I giudici di legittimità hanno escluso il mobbing per la mancanza di presunzioni gravi, precise e concordanti circa la condotta lesiva attuata dalla parte datoriale, nonché “per il difetto di sistematicità e reiterazione degli episodi denunziati ed accertati, come richiesto in relazione alla fattispecie di mobbing”; ed hanno negato che gli episodi lamentati fossero lesivi della salute della lavoratrice, in quanto gli stessi non travalicavano “la normale conflittualità presente in ogni ambito lavorativo, in questo caso accentuata dalle recriminazioni scaturite dalla rottura del legame sentimentale”.
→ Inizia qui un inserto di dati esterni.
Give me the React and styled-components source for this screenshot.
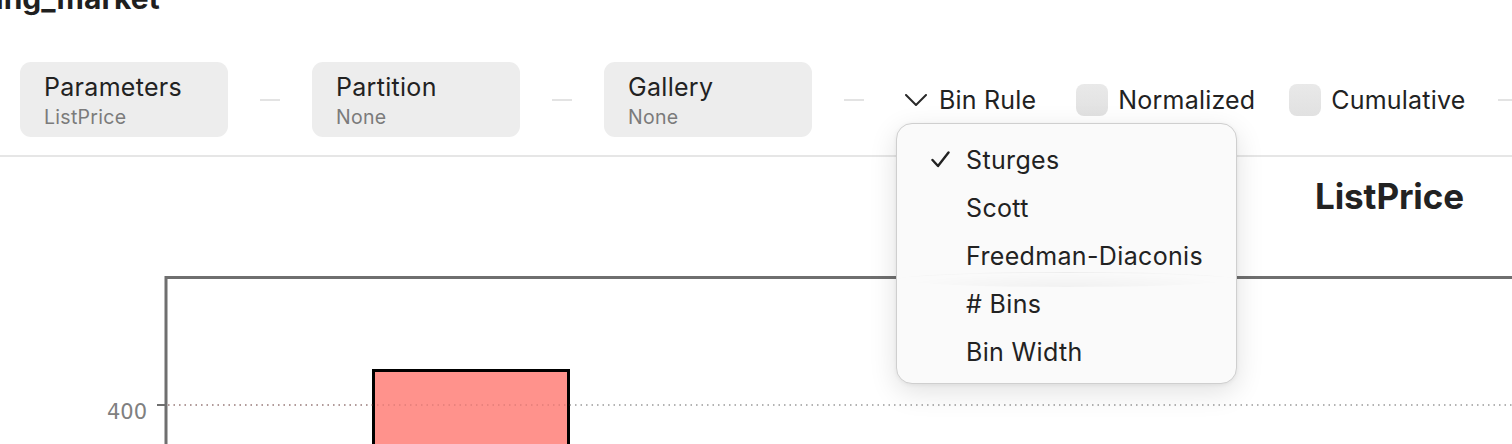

In generale, v. Cass. 16 febbraio 2018, n. 3871, la quale ha ribadito il principio consolidato che “ai fini della configurabilità della condotta lesiva del datore di lavoro rilevano i seguenti elementi, il cui accertamento costituisce un giudizio di fatto riservato al giudice di merito, non sindacabile in sede di legittimità se logicamente e congruamente motivato: a) la molteplicità dei comportamenti a carattere persecutori o, illeciti o anche leciti se considerati singolarmente, che siano stati posti in essere in modo miratamente sistematico e prolungato contro il dipendente con intento vessatorio; b) l’evento lesivo della salute o della personalità del dipendente; c) il nesso eziologico tra la condotta del datore di lavoro o del superiore gerarchico e il pregiudizio all’integrità psico-fisica del lavoratore; d) la prova dell’elemento soggettivo, cioè dell’intento persecutorio. Elementi questi che il lavoratore ha l’onere di provare in applicazione del principio generale di cui all’art. 2697 c.c. e che implicano la necessità di una valutazione rigorosa della sistematicità della condotta e della sussistenza dell’intento emulativo o persecutorio che deve sorreggerla (v. anche Cass. 17 gennaio 2014, n. 898 e Cass. 26 marzo 2010, n. 7382)”.